When Lilly McDonald first heard about an online group offering stuff for nothing, she didn't believe it.
"I thought, 'Nah, you can't get free things,'" she said.
But a friend who had joined up with Pay It Forward started passing on baby gear she had requested through the website for Ms McDonald's baby girl, who is due to be born next month.
"She went online for me because I didn't know how to add the page [join up] and then I started going on myself, I added myself in there and started getting beds and stuff."
A few weeks later, she has almost fully furnished the Papakura unit she moved into two months ago with donated furniture and baby gear from Pay It Forward's 7752 South Auckland members.
Nationally, at least 74,000 people have signed up to at least 57 Pay It Forward groups on Facebook, including a chain of 12 "koha sheds" from Auckland to Wanganui, all inspired by a worldwide movement that began with a Hollywood movie of the same name in 2000.
An administrator of the South Auckland group, Tania Harvey, said the movement was voluntary and monetary transactions were banned.
Eileen Joy, who helps run the West Auckland group, said about 70 per cent of the posts on her site were from people offering to donate something, and about 30 per cent were from people asking for things they needed.

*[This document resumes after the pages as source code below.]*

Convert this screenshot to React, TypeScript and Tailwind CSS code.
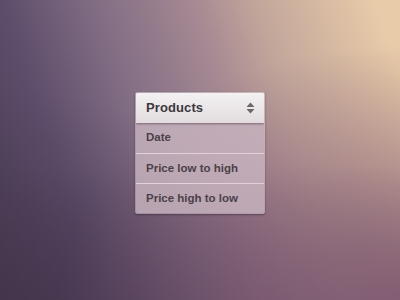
import React from "react";

export default function App() {
  const items = ["Date", "Price low to high", "Price high to low"];
  return (
    <div className="w-[400px] h-[300px] overflow-hidden flex items-start justify-center pt-[92px] bg-[radial-gradient(ellipse_at_100%_100%,rgba(128,88,114,0.85)_0%,rgba(128,88,114,0.45)_30%,rgba(128,88,114,0)_60%),linear-gradient(to_top,rgba(62,46,70,0.4)_0%,rgba(62,46,70,0)_45%),radial-gradient(ellipse_at_0%_100%,rgba(70,55,78,0.6)_0%,rgba(70,55,78,0)_50%),linear-gradient(72deg,#4a3c53_0%,#5d4d6b_20%,#846f85_40%,#a58892_58%,#c0a49a_70%,#e8cba8_95%)]" style={{ fontFamily: '"Liberation Sans", Arial, sans-serif' }}>
      <div className="w-[130px] flex flex-col rounded-[2px] shadow-[0_1px_2px_rgba(40,20,40,0.45)] border border-[rgba(255,255,255,0.35)] overflow-hidden">
        <div className="relative z-10 h-[30px] flex items-center justify-between pl-[10px] pr-[9px] bg-[linear-gradient(#f4f1f2,#e2dcdf)] shadow-[0_1px_2px_rgba(60,30,50,0.5)]">
          <span className="text-[13px] font-bold text-[#3d393c] tracking-[0.1px]">Products</span>
          <svg width="9" height="12" viewBox="0 0 9 12">
            <path d="M4.5 0.5 L8.5 5 L0.5 5 Z" fill="#6b6668" />
            <path d="M4.5 11.5 L8.5 7 L0.5 7 Z" fill="#6b6668" />
          </svg>
        </div>
        {items.map((t, i) => (
          <div
            key={t}
            className={
              i === 0
                ? "h-[30px] flex items-center pl-[10px] bg-[rgba(200,180,192,0.82)]"
                : "h-[30px] flex items-center pl-[10px] bg-[rgba(200,180,192,0.82)] border-t border-[#e0d2da]"
            }
          >
            <span className="text-[11.5px] font-bold text-[#4a4148]">{t}</span>
          </div>
        ))}
      </div>
    </div>
  );
}
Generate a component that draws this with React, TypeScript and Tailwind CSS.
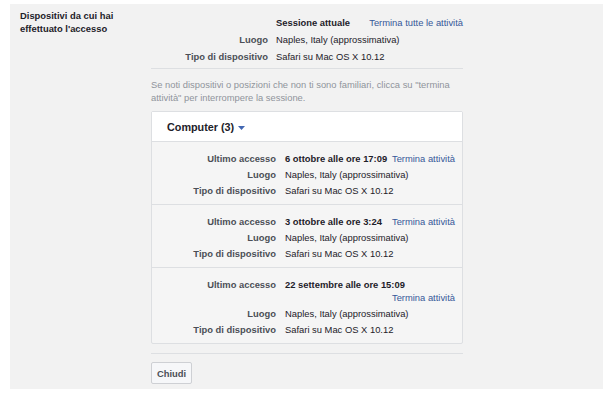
import React from "react";

type Session = {
  date: string;
  place: string;
  device: string;
};

const sessions: Session[] = [
  { date: "6 ottobre alle ore 17:09", place: "Naples, Italy (approssimativa)", device: "Safari su Mac OS X 10.12" },
  { date: "3 ottobre alle ore 3:24", place: "Naples, Italy (approssimativa)", device: "Safari su Mac OS X 10.12" },
  { date: "22 settembre alle ore 15:09", place: "Naples, Italy (approssimativa)", device: "Safari su Mac OS X 10.12" },
];

function Label({ children }: { children: React.ReactNode }) {
  return <div className="text-right font-bold text-[#4b4f56] py-[1.5px]">{children}</div>;
}

function Value({ children }: { children: React.ReactNode }) {
  return <div className="text-[#1d2129] py-[1.5px]">{children}</div>;
}

function App() {
  return (
    <div className="w-[610px] h-[395px] bg-white pt-[4px] pl-[10px] font-['Liberation_Sans',Arial,sans-serif] text-[9.4px] leading-[13px]">
      <div className="flex w-[593px] h-[385px] bg-[#f2f2f2]">
        {/* left title */}
        <div className="w-[141px] pl-[10px] pt-[6px] pr-[10px]">
          <div className="font-bold text-[#1d2129] leading-[12.5px]">
            Dispositivi da cui hai effettuato l'accesso
          </div>
        </div>

        <div className="w-[312px] flex flex-col">
          {/* current session */}
          <div className="grid grid-cols-[117px_1fr] gap-x-2 pt-[10px] pb-[3px] border-b border-[#dddfe2]">
            <div />
            <div className="flex justify-between py-[2px]">
              <span className="font-bold text-[#1d2129]">Sessione attuale</span>
              <a className="text-[#365899]">Termina tutte le attività</a>
            </div>
            <div className="text-right font-bold text-[#4b4f56] py-[2px]">Luogo</div>
            <div className="text-[#1d2129] py-[2px]">Naples, Italy (approssimativa)</div>
            <div className="text-right font-bold text-[#4b4f56] py-[2px]">Tipo di dispositivo</div>
            <div className="text-[#1d2129] py-[2px]">Safari su Mac OS X 10.12</div>
          </div>

          <p className="mt-[9px] text-[#90949c]">
            Se noti dispositivi o posizioni che non ti sono familiari, clicca su "termina attività" per
            interrompere la sessione.
          </p>

          {/* device list */}
          <div className="mt-[7px] border border-[#dddfe2] rounded-[2px] bg-[#f5f5f5]">
            <div className="h-[30px] flex items-center pl-[15px] pt-[1px] bg-white border-b border-[#dddfe2]">
              <span className="font-bold text-[10.8px] text-[#1d2129]">Computer (3)</span>
              <svg className="ml-[4px] mt-[2px]" width="7" height="4" viewBox="0 0 7 4">
                <path d="M0 0h7L3.5 4z" fill="#4267b2" />
              </svg>
            </div>
            {sessions.map((s, i) => (
              <div
                key={i}
                className={`grid grid-cols-[117px_170px] gap-x-[9px] pl-[7px] pt-[8px] pb-[6px] ${
                  i < sessions.length - 1 ? "border-b border-[#dddfe2]" : ""
                }`}
              >
                <Label>Ultimo accesso</Label>
                <div className="flex flex-wrap justify-between py-[1.5px]">
                  <span className="font-bold text-[#1d2129]">{s.date}</span>
                  <a className="ml-auto text-[#365899]">Termina attività</a>
                </div>
                <Label>Luogo</Label>
                <Value>{s.place}</Value>
                <Label>Tipo di dispositivo</Label>
                <Value>{s.device}</Value>
              </div>
            ))}
          </div>

          <div className="mt-[9px] border-t border-[#dddfe2]" />

          <div className="mt-[8px]">
            <button className="h-[22px] px-[5px] bg-[#f6f7f9] border border-[#ced0d4] rounded-[2px] font-bold text-[#4b4f56]">
              Chiudi
            </button>
          </div>
        </div>
      </div>
    </div>
  );
}

export default App;
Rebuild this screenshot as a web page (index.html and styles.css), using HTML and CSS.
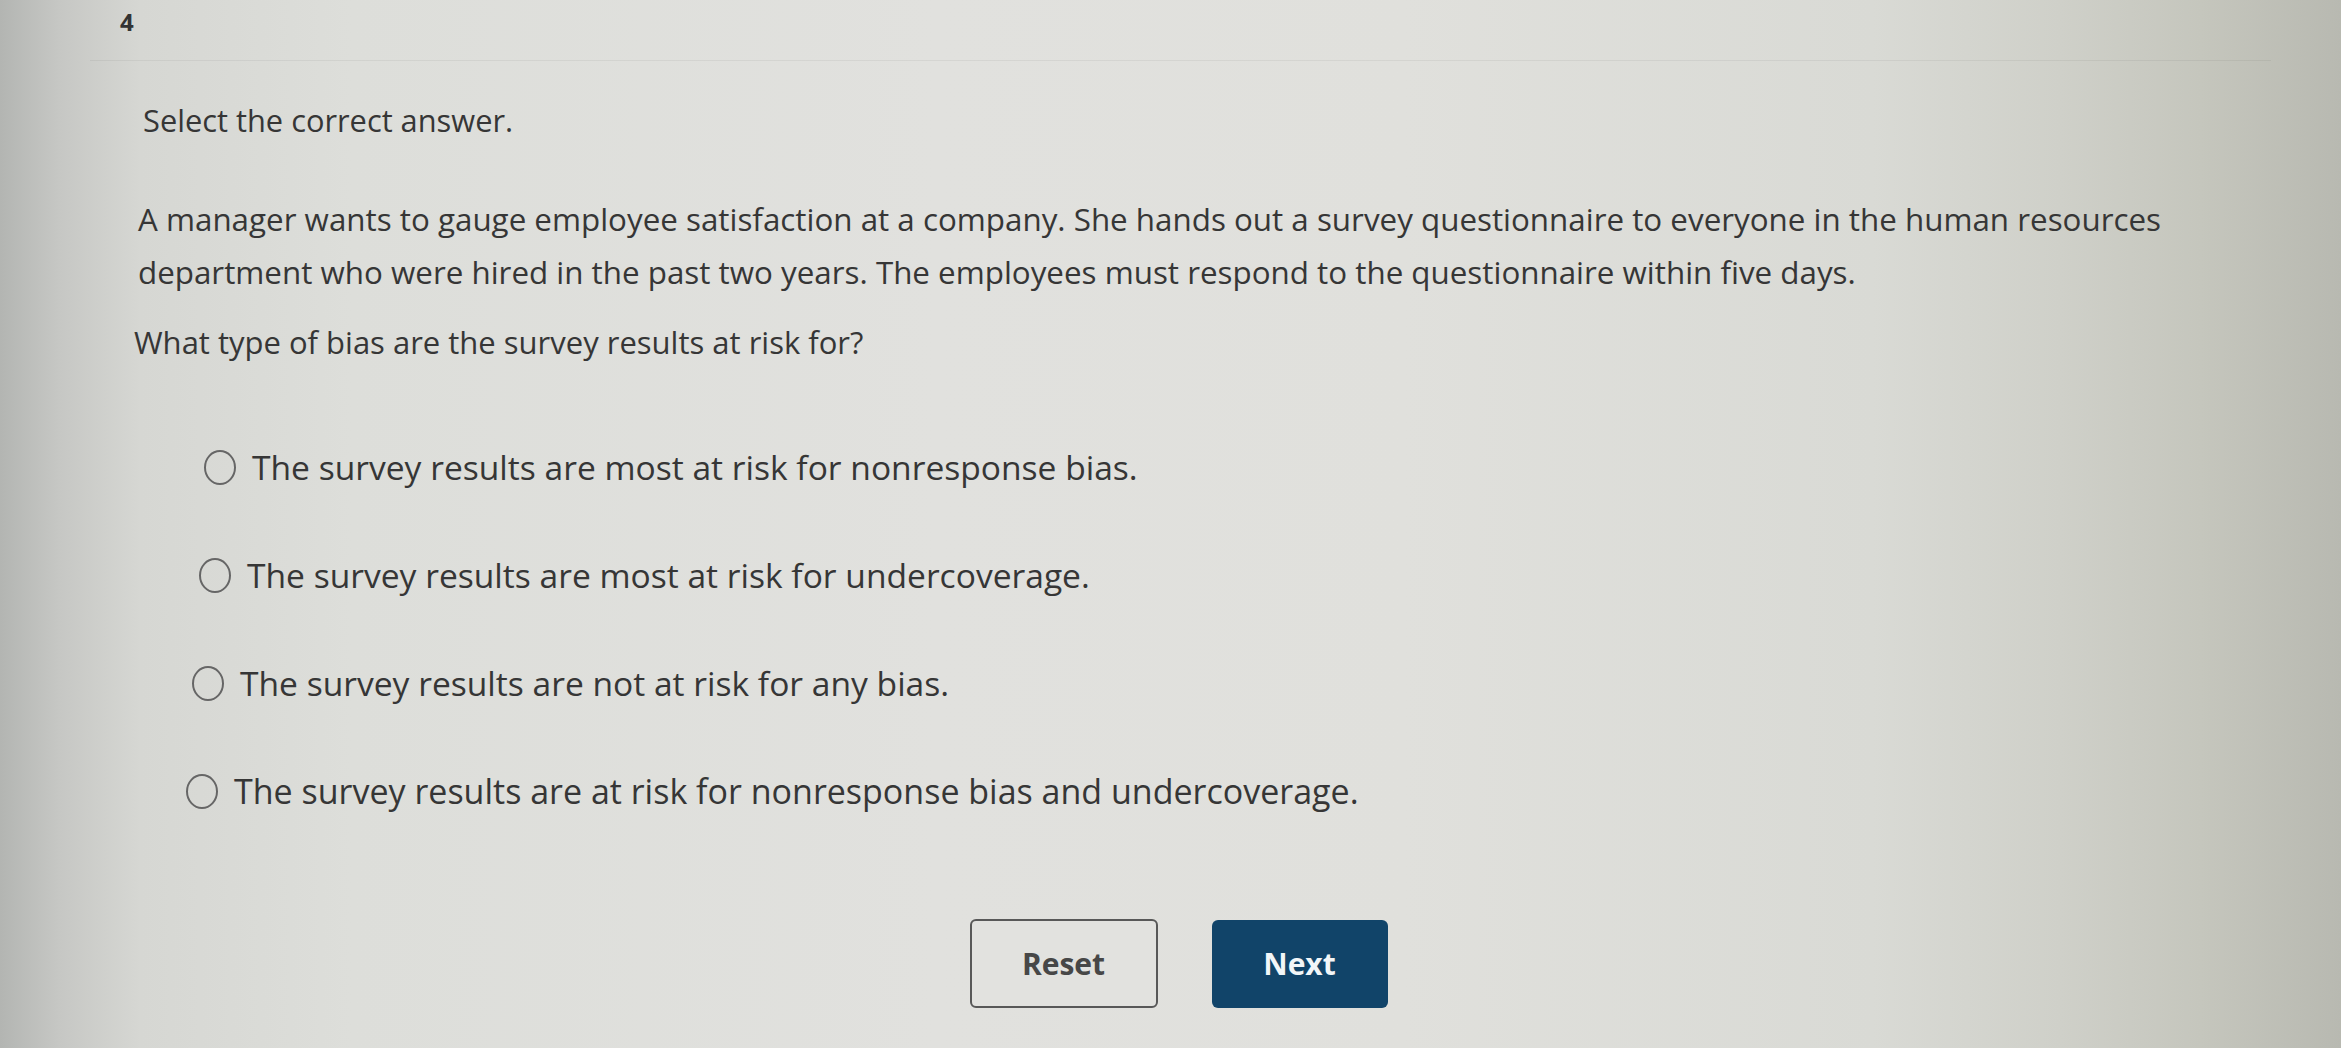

"We get things like someone saying, 'I'd really like to go and see my newborn nephew, can someone gift me some petrol vouchers to go and see them?'" she said.
Ms McDonald, 28, came south from Kaitaia to be close to the father of her 4-year-old son, Jordan.
She found a three-bedroom private rental for herself, Jordan, her 11-year-old son who is also moving down soon, and the imminent baby. But she had no furniture at all.
Pay It Forward members have donated a fridge, beds, TV, cot, pram, baby bath, bouncy seat, baby clothes, toys and other things worth a total of about $1500. "I wouldn't have had as much stuff if I had to get it myself," Ms McDonald said. "Being on a benefit, it's financially hard."